The plot of "You Shall Know Our Velocity" is best recounted swiftly, since it hinges on motion and speed. Will has a friend called Hand. After Jack's death in a car crash, they agree to make a six-day trip around the world – "six, six and a half" – flying from country to country and dispersing $80,000 to strangers, money that Will has suddenly come into and which plagues him with white, Western guilt.

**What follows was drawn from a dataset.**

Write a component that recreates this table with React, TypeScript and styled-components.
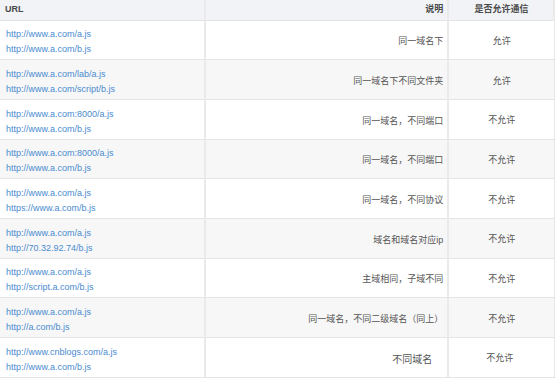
import styled, { createGlobalStyle } from "styled-components";

const GlobalStyle = createGlobalStyle`
  body {
    margin: 0;
    background: #fff;
    font-family: "Liberation Sans", Arial, "Noto Sans CJK SC", sans-serif;
  }
`;

const Table = styled.table`
  width: 555px;
  border-collapse: collapse;
  font-size: 9px;
  color: #555;
  border-right: 1px solid #e6e6e6;
`;

const HeadCell = styled.th<{ $align: string; $width: number }>`
  width: ${(p) => p.$width}px;
  height: 20px;
  padding: 4px 4px 0 5px;
  box-sizing: border-box;
  background: #f1f3f6;
  border-right: 2px solid #eaeaea;
  border-bottom: 1px solid #e3e3e3;
  text-align: ${(p) => p.$align};
  font-weight: bold;
  color: #4a4a4a;
  vertical-align: top;
  line-height: 11px;
`;

const Row = styled.tr<{ $alt: boolean }>`
  background: ${(p) => (p.$alt ? "#f7f7f7" : "#fff")};
  height: 39.7px;
  border-bottom: 1px solid #e4e4e4;
`;

const UrlCell = styled.td`
  padding: 5px 5px 0 6px;
  line-height: 15px;
  border-right: 2px solid #eaeaea;
  vertical-align: middle;
`;

const Link = styled.div`
  color: #4a8bd0;
`;

const DescCell = styled.td<{ $big?: boolean }>`
  text-align: right;
  padding: 2px ${(p) => (p.$big ? 15 : 4)}px 0 5px;
  font-size: ${(p) => (p.$big ? 10 : 9)}px;
  border-right: 2px solid #eaeaea;
  vertical-align: middle;
`;

const AllowCell = styled.td<{ $shift?: boolean }>`
  text-align: center;
  padding-top: 2px;
  padding-right: ${(p) => (p.$shift ? 4 : 0)}px;
  vertical-align: middle;
`;

const rows = [
  ["http://www.a.com/a.js", "http://www.a.com/b.js", "同一域名下", "允许"],
  ["http://www.a.com/lab/a.js", "http://www.a.com/script/b.js", "同一域名下不同文件夹", "允许"],
  ["http://www.a.com:8000/a.js", "http://www.a.com/b.js", "同一域名，不同端口", "不允许"],
  ["http://www.a.com:8000/a.js", "http://www.a.com/b.js", "同一域名，不同端口", "不允许"],
  ["http://www.a.com/a.js", "https://www.a.com/b.js", "同一域名，不同协议", "不允许"],
  ["http://www.a.com/a.js", "http://70.32.92.74/b.js", "域名和域名对应ip", "不允许"],
  ["http://www.a.com/a.js", "http://script.a.com/b.js", "主域相同，子域不同", "不允许"],
  ["http://www.a.com/a.js", "http://a.com/b.js", "同一域名，不同二级域名（同上）", "不允许"],
  ["http://www.cnblogs.com/a.js", "http://www.a.com/b.js", "不同域名", "不允许"],
];

export default function App() {
  return (
    <>
      <GlobalStyle />
      <Table>
        <thead>
          <tr>
            <HeadCell $align="left" $width={205}>URL</HeadCell>
            <HeadCell $align="right" $width={244}>说明</HeadCell>
            <HeadCell $align="center" $width={106}>是否允许通信</HeadCell>
          </tr>
        </thead>
        <tbody>
          {rows.map((r, i) => {
            const last = i === rows.length - 1;
            return (
              <Row key={i} $alt={i % 2 === 1}>
                <UrlCell>
                  <Link>{r[0]}</Link>
                  <Link>{r[1]}</Link>
                </UrlCell>
                <DescCell $big={last}>{r[2]}</DescCell>
                <AllowCell $shift={last}>{r[3]}</AllowCell>
              </Row>
            );
          })}
        </tbody>
      </Table>
    </>
  );
}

On their way to nowhere in particular, Will and Hand cross paths and lock horns with a variety of exotics – peasants, prostitutes, elegant Frenchwomen in dark cafes – none of whom seem to want Will's money. He literally can't give it away. In the cities, it causes pandemonium and never less than a quick escape. In the country, among African subsistence farmers, it throws Will into confusion – about money, charity, justice, his motives and such. Sometimes he calls his mother, which is no help. In Senegal, a statuesque Parisian named Annette joins Will and Hand for a midnight swim and tells them that they live in "the fourth world," something Will can't understand.
If it sounds a bit sophomoric, it is. So is "On the Road." So was "Emile." A certain crabbed critic for a paper of record has complained about Eggers' "shaggy-dog plot" and "self-indulgent yapping," but I think she's showing her age. A writer is among us, however imperfect, and he'll only get better if we leave him alone.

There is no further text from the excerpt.